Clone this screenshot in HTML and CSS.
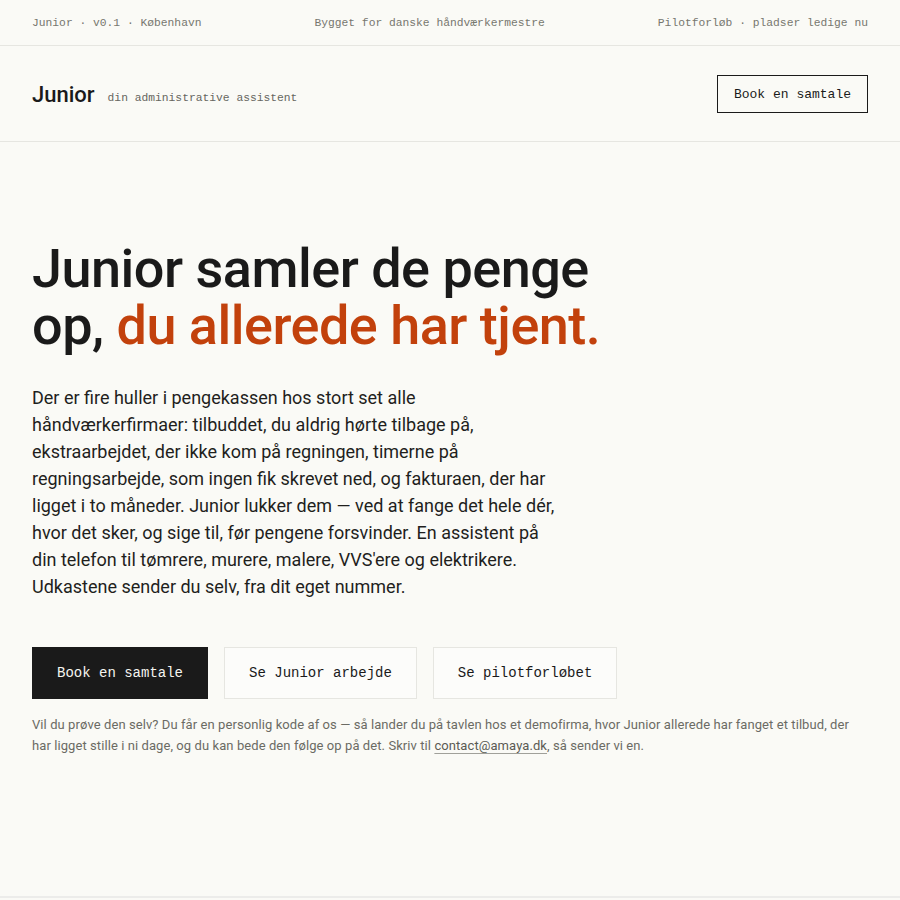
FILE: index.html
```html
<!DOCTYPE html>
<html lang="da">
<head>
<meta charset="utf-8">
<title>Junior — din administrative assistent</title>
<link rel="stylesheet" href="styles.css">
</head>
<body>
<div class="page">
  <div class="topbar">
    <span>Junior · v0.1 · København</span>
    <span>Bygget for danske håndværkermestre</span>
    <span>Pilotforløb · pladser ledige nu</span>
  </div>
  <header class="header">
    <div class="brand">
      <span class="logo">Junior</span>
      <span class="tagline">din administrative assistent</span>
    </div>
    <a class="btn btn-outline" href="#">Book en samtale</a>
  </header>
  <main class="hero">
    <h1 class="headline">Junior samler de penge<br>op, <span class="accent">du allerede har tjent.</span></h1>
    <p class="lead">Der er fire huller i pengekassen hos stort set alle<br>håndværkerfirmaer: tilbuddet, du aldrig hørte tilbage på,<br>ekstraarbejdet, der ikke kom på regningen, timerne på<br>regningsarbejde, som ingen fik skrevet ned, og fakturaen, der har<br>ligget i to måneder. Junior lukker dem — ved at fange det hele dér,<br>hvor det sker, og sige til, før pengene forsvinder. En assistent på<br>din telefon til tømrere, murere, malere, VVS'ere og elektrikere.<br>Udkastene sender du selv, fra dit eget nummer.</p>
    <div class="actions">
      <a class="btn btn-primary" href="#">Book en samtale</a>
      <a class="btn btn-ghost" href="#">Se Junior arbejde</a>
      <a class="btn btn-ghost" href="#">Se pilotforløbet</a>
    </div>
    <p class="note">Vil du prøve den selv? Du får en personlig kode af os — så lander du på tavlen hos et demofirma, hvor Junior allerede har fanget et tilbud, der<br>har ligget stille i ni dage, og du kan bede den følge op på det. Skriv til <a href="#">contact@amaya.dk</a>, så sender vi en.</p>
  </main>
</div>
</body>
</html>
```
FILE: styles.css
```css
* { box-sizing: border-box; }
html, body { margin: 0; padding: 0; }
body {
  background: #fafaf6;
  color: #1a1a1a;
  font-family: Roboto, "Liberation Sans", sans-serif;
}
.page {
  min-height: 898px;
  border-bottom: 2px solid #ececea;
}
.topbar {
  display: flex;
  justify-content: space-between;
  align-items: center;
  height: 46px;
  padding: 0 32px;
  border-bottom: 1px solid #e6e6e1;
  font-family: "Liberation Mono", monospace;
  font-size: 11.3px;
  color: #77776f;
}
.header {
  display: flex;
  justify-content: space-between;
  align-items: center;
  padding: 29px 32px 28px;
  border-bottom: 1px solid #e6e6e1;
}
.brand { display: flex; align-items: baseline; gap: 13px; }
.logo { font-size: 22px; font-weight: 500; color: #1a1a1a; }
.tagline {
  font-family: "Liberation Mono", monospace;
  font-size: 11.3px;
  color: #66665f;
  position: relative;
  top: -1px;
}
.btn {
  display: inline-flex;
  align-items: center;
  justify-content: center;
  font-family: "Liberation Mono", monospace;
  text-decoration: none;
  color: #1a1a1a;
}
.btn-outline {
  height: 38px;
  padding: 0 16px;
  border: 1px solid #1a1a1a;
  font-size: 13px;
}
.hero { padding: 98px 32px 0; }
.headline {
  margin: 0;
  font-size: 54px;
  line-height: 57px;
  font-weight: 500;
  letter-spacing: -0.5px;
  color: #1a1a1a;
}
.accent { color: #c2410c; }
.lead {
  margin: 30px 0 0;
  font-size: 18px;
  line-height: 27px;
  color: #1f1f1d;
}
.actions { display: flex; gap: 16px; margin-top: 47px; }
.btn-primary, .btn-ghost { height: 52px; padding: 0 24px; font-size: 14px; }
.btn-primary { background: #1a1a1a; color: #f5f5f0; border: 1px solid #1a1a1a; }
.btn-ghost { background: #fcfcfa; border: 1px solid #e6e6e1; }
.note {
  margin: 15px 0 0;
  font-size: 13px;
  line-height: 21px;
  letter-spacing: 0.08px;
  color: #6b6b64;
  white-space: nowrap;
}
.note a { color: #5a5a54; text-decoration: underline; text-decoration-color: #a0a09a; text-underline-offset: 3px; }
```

● ● ● ● ● ● ●

> Job
Leaving out the pictures, repeat the data above exactly.

> Solved exercise
Clone this screenshot in HTML and CSS.
FILE: index.html
```html
<!DOCTYPE html>
<html lang="da">
<head>
<meta charset="utf-8">
<title>Junior — din administrative assistent</title>
<link rel="stylesheet" href="styles.css">
</head>
<body>
<div class="page">
  <div class="topbar">
    <span>Junior · v0.1 · København</span>
    <span>Bygget for danske håndværkermestre</span>
    <span>Pilotforløb · pladser ledige nu</span>
  </div>
  <header class="header">
    <div class="brand">
      <span class="logo">Junior</span>
      <span class="tagline">din administrative assistent</span>
    </div>
    <a class="btn btn-outline" href="#">Book en samtale</a>
  </header>
  <main class="hero">
    <h1 class="headline">Junior samler de penge<br>op, <span class="accent">du allerede har tjent.</span></h1>
    <p class="lead">Der er fire huller i pengekassen hos stort set alle<br>håndværkerfirmaer: tilbuddet, du aldrig hørte tilbage på,<br>ekstraarbejdet, der ikke kom på regningen, timerne på<br>regningsarbejde, som ingen fik skrevet ned, og fakturaen, der har<br>ligget i to måneder. Junior lukker dem — ved at fange det hele dér,<br>hvor det sker, og sige til, før pengene forsvinder. En assistent på<br>din telefon til tømrere, murere, malere, VVS'ere og elektrikere.<br>Udkastene sender du selv, fra dit eget nummer.</p>
    <div class="actions">
      <a class="btn btn-primary" href="#">Book en samtale</a>
      <a class="btn btn-ghost" href="#">Se Junior arbejde</a>
      <a class="btn btn-ghost" href="#">Se pilotforløbet</a>
    </div>
    <p class="note">Vil du prøve den selv? Du får en personlig kode af os — så lander du på tavlen hos et demofirma, hvor Junior allerede har fanget et tilbud, der<br>har ligget stille i ni dage, og du kan bede den følge op på det. Skriv til <a href="#">contact@amaya.dk</a>, så sender vi en.</p>
  </main>
</div>
</body>
</html>
```
FILE: styles.css
```css
* { box-sizing: border-box; }
html, body { margin: 0; padding: 0; }
body {
  background: #fafaf6;
  color: #1a1a1a;
  font-family: Roboto, "Liberation Sans", sans-serif;
}
.page {
  min-height: 898px;
  border-bottom: 2px solid #ececea;
}
.topbar {
  display: flex;
  justify-content: space-between;
  align-items: center;
  height: 46px;
  padding: 0 32px;
  border-bottom: 1px solid #e6e6e1;
  font-family: "Liberation Mono", monospace;
  font-size: 11.3px;
  color: #77776f;
}
.header {
  display: flex;
  justify-content: space-between;
  align-items: center;
  padding: 29px 32px 28px;
  border-bottom: 1px solid #e6e6e1;
}
.brand { display: flex; align-items: baseline; gap: 13px; }
.logo { font-size: 22px; font-weight: 500; color: #1a1a1a; }
.tagline {
  font-family: "Liberation Mono", monospace;
  font-size: 11.3px;
  color: #66665f;
  position: relative;
  top: -1px;
}
.btn {
  display: inline-flex;
  align-items: center;
  justify-content: center;
  font-family: "Liberation Mono", monospace;
  text-decoration: none;
  color: #1a1a1a;
}
.btn-outline {
  height: 38px;
  padding: 0 16px;
  border: 1px solid #1a1a1a;
  font-size: 13px;
}
.hero { padding: 98px 32px 0; }
.headline {
  margin: 0;
  font-size: 54px;
  line-height: 57px;
  font-weight: 500;
  letter-spacing: -0.5px;
  color: #1a1a1a;
}
.accent { color: #c2410c; }
.lead {
  margin: 30px 0 0;
  font-size: 18px;
  line-height: 27px;
  color: #1f1f1d;
}
.actions { display: flex; gap: 16px; margin-top: 47px; }
.btn-primary, .btn-ghost { height: 52px; padding: 0 24px; font-size: 14px; }
.btn-primary { background: #1a1a1a; color: #f5f5f0; border: 1px solid #1a1a1a; }
.btn-ghost { background: #fcfcfa; border: 1px solid #e6e6e1; }
.note {
  margin: 15px 0 0;
  font-size: 13px;
  line-height: 21px;
  letter-spacing: 0.08px;
  color: #6b6b64;
  white-space: nowrap;
}
.note a { color: #5a5a54; text-decoration: underline; text-decoration-color: #a0a09a; text-underline-offset: 3px; }
```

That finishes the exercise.